3rd one along is a good start. Go from there. Remove the, napkin? leaving the knives. Maybe just use one knife and make the other a fork.
- Yeah, I don't know about knife and fork though, seems a bit cliched? Was hoping to avoid using a fork.eoin
- But thanks!eoin
- Delighted you recognised it as a napkin!eoin
- I didn't recognise it as a napkin - how about, instead of a fork, a knife sharpener/ steel?detritus
- Excellent point, had thought about using a steel, might work well. Thanks.eoin
Defiantly a start lose the Clip art style knive make it a more simple style. And like robthelad said Remove the napkin and add a fork?
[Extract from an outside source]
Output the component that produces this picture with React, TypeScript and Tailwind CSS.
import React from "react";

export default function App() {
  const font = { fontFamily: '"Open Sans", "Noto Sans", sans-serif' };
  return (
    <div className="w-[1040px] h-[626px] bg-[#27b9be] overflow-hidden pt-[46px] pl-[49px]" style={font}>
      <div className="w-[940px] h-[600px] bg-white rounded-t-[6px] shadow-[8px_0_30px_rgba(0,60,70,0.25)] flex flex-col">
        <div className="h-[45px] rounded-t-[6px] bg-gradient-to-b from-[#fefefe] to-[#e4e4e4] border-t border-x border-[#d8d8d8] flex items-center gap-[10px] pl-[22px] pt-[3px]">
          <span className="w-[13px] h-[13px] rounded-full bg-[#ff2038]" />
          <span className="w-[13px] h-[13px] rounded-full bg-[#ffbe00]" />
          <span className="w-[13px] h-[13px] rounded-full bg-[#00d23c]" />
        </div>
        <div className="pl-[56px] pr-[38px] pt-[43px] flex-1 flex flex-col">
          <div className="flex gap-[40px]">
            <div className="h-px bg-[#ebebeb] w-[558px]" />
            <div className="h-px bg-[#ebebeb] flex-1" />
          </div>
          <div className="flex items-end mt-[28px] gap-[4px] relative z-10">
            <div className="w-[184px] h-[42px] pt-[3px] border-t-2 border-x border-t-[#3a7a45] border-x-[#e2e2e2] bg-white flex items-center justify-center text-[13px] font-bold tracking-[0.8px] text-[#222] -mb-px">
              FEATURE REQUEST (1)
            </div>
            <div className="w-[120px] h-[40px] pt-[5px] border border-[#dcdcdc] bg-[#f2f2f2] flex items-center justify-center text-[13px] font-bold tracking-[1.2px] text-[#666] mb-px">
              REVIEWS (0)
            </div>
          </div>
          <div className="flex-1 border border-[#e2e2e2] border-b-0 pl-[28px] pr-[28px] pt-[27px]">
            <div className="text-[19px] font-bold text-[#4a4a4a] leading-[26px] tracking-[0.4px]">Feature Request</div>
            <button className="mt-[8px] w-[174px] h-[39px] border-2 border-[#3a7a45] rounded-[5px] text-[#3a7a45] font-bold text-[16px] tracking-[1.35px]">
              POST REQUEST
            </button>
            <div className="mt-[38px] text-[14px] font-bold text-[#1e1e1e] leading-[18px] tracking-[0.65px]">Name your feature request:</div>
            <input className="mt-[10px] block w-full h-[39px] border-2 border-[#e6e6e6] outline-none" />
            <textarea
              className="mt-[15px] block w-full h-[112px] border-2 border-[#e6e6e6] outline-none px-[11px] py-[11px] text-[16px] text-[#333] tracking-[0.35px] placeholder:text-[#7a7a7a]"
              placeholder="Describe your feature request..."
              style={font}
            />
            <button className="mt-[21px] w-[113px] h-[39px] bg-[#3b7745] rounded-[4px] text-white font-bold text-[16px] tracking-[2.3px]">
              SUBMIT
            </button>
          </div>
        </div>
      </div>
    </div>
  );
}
Just my opinion. There are some great examples online of restaurant/food branding jobs out there worth looking at for reference.
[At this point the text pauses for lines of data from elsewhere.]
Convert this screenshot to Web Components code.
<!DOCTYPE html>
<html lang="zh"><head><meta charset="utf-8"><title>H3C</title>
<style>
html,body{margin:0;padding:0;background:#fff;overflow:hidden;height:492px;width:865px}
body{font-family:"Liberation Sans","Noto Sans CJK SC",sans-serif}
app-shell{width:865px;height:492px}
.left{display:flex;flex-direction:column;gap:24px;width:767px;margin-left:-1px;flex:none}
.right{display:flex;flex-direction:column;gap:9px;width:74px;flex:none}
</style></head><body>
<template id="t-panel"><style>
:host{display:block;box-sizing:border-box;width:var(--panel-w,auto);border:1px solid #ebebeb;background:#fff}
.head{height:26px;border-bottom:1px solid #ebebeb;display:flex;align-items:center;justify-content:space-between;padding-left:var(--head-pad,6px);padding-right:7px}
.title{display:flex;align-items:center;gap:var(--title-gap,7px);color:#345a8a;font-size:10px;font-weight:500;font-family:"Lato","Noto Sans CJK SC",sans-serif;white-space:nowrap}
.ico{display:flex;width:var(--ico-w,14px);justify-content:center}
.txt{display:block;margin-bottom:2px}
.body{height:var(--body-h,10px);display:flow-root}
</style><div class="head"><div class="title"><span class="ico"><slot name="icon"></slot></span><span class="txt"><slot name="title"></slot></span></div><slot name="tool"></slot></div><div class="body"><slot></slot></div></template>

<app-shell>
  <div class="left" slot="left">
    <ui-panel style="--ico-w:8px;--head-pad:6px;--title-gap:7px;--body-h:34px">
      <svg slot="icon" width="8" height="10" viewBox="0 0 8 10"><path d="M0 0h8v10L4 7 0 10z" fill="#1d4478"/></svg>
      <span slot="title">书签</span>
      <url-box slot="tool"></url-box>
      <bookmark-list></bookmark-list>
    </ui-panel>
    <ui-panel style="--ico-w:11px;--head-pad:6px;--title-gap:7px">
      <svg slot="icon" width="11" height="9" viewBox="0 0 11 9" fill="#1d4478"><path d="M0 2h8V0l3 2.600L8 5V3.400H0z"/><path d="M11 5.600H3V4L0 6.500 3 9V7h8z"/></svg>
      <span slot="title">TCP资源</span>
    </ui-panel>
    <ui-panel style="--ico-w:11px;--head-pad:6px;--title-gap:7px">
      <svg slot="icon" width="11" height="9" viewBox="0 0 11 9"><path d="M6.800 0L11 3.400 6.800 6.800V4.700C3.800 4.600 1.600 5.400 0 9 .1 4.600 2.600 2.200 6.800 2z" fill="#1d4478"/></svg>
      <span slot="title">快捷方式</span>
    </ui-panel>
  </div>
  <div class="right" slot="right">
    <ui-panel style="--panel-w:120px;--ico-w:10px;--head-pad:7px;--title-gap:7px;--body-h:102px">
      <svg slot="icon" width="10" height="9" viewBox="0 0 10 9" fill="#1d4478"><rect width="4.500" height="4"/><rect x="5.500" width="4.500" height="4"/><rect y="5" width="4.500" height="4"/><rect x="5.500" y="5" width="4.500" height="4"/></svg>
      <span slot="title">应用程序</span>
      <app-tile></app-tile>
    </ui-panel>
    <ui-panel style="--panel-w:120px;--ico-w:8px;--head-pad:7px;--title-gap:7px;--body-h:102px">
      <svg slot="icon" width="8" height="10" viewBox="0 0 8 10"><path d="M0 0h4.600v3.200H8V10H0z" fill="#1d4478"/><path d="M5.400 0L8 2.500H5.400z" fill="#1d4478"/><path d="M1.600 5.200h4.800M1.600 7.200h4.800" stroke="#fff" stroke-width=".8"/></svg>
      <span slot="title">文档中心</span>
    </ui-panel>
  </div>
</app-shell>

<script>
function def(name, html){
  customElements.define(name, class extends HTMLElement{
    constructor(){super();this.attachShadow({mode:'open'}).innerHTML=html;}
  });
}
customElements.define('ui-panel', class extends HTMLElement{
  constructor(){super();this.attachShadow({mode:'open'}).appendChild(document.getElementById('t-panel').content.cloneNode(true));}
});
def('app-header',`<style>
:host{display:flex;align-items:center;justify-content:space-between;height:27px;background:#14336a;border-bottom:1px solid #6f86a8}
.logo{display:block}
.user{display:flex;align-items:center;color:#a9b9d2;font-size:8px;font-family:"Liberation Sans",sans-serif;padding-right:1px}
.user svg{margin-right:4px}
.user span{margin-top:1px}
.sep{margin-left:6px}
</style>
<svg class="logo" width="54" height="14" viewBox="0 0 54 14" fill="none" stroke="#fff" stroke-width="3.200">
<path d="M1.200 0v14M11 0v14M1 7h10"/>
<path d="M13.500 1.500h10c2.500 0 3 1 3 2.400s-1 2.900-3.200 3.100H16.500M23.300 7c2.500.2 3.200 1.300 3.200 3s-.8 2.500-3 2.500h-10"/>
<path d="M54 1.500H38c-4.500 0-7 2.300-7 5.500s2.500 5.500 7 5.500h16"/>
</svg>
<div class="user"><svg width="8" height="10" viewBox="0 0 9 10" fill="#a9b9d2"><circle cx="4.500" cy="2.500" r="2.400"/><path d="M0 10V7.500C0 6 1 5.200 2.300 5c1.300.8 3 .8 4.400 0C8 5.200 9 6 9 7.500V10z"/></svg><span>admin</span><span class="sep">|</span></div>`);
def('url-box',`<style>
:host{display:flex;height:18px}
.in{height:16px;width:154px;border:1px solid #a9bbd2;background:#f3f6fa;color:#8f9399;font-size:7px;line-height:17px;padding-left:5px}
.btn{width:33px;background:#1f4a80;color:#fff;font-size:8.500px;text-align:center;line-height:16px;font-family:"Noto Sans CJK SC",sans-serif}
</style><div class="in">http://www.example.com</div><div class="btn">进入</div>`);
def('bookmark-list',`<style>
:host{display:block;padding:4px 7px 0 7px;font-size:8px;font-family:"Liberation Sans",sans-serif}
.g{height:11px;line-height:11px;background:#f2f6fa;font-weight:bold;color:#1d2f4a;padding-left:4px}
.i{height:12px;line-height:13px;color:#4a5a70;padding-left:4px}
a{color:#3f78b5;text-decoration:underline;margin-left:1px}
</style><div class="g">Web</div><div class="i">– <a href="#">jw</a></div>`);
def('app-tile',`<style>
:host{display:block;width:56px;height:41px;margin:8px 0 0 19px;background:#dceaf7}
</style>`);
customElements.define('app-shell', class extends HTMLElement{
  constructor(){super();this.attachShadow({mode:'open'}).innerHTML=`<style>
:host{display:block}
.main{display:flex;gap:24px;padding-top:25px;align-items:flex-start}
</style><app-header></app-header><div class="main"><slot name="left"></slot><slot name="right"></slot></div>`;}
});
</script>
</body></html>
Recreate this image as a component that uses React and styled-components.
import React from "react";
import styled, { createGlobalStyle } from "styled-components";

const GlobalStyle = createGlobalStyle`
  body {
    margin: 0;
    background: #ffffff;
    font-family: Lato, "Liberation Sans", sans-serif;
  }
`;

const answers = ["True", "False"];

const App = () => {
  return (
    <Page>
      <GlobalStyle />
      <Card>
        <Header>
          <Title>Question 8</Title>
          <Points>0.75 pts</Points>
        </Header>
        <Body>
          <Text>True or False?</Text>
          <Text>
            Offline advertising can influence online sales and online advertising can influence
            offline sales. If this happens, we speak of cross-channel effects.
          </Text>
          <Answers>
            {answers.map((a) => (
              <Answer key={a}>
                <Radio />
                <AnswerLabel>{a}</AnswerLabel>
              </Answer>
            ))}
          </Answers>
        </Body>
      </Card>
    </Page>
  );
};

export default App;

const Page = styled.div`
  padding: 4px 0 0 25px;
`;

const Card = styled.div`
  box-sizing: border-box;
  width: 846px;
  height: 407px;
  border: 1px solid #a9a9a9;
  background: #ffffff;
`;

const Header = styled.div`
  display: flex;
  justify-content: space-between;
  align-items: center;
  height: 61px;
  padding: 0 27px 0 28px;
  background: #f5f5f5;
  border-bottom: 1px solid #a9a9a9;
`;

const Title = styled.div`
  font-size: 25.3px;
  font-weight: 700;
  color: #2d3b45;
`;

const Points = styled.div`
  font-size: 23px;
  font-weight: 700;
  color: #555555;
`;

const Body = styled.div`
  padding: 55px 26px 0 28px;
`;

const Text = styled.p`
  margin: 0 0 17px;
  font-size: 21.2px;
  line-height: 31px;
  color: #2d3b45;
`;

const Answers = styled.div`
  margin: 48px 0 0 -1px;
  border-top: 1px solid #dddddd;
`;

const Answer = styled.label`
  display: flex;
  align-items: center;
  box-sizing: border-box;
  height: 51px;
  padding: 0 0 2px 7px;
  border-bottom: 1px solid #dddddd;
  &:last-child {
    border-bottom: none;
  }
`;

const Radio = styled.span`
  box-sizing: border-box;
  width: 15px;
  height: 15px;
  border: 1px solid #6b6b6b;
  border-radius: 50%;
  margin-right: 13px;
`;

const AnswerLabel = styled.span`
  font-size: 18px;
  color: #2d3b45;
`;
- Yup, don't like the 1st year Illustrator style either, would love to have a nice crosshatch styled illustration ... don't have the skills though so I may commission someone, essentially I'm just looking at concept at the moment.eoin
- ... though so I may commission someone, essentially I'm just looking at concept at the moment.eoin
no napkin. i'd like the first one if the knife were intersecting, cutting the banner in a minor way. would probably require changing perspective on it but same orientation. kerning on 2013 is screaming at me.
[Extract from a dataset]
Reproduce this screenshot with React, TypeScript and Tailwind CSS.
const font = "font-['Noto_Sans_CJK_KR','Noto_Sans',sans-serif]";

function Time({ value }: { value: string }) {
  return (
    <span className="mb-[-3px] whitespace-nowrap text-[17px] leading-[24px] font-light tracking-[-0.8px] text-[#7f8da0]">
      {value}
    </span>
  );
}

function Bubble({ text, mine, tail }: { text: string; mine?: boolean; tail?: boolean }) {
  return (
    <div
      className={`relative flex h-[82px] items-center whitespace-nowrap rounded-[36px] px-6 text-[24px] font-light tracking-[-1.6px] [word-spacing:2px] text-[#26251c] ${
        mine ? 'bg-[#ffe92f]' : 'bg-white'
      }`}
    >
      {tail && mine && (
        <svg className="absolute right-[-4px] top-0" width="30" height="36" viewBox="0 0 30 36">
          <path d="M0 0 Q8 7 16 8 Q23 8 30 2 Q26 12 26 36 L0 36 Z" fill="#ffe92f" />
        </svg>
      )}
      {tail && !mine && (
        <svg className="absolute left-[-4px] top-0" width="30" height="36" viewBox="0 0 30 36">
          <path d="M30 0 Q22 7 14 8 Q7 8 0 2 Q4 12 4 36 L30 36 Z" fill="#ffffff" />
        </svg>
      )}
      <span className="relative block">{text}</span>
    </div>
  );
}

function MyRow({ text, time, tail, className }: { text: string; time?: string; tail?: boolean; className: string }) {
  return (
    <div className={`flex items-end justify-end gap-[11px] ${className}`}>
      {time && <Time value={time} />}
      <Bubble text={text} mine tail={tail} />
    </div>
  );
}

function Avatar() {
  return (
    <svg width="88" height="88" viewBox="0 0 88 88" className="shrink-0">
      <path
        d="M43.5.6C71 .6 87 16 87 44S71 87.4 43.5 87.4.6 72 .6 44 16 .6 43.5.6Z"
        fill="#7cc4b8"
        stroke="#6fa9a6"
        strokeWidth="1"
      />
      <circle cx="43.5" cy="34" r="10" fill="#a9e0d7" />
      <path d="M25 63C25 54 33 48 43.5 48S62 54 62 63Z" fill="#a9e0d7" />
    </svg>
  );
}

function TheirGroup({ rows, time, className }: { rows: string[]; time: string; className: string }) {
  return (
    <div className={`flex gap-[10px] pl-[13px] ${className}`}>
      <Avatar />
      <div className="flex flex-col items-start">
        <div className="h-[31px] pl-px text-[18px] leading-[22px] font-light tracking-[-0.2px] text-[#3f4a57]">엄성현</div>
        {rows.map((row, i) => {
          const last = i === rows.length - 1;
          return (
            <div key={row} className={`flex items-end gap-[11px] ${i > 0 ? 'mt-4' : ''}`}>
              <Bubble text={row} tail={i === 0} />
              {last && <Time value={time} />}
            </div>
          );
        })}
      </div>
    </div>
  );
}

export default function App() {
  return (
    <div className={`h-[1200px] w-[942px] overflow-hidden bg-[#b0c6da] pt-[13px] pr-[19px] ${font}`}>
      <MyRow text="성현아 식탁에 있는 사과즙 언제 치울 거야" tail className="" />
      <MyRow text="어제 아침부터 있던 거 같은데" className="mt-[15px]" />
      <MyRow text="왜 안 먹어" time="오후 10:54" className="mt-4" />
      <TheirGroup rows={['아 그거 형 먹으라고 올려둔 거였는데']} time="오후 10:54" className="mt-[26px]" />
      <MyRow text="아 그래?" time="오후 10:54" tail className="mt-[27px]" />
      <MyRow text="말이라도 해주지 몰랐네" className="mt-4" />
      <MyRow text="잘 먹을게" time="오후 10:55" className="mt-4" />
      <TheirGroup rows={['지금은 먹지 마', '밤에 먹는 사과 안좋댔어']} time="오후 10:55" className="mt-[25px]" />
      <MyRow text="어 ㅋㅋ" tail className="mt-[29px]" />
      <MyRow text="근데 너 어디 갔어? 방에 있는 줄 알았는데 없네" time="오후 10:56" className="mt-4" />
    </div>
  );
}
Where's your other idea? Hard to critique just seeing one concept.
no napkin, it looks like someone concealing a knife.
Overall, conceptually, I don't think it works. Sorry. A knife is obvious both for 'cut' and restaurant, and the rest just seems thrown in. A star for no reason, a red ribbon, for no reason. Conceptually, you could really have fun. Cut the type, relate it to a restaurant guide, etc. What you're showing is really one concept with things pushed around. Try to come up with at least 20 completely separate concepts, some with illustration, some type only, some really out there, and then come back, perhaps. That's my advice.
can't recognize it as a napkin, i guess most people wont
try something different from a knife, that is a cliche for the cut
do a little research on what your client's competitors are doing, it gives you a good idea on what not to do or what you're competing with
"The Cut" refers to making the cut, as well as tying into a chef's cut, or a cut of meat. It also corresponds to a critic's cutting remarks ... perhaps. The book will be the top 100 restaurants in the city, i.e. The Cut presents Dublin's 100 Best Restaurants. Half will be voted on by diners, the rest by me and a panel of judges. One voting diner will win dinner for two in the Top 100 restaurants, to be used over a year.
The website will be daily food/restaurant reviews, news, events that I'm hosting, and so on, with room for commenting etc. I'm doing everything myself so it's a hard slog! But hopefully I can get a sponsor onboard and get the book moving at least.
Replace the knife/knives with a vegetable/vegetables partially cut into slices. Soften the edges of the ribbon, lose the red star and maybe replace with a wine cork. Less cutting and more cut. :D
i would keep the mark really simple. maybe just 'the cut' in a nice face with a dotted underline (it made the cut, below the line didn't). you could then take that dotted line device and use it on collateral in other ways. this being the obvious choice: http://www.list.co.uk/article/17… although personally I would keep it more abstract.
I would start by designing the logo in black and white, then when you have nailed the composition then think about rendering it in a particular style.
I was about to say pretty much what bumdrizzle did – use the "cuts of meat" diagram as a starting point, setting the word mark in a shape suggestive of one of those cuts.
how about an Xbox type cut in the paper?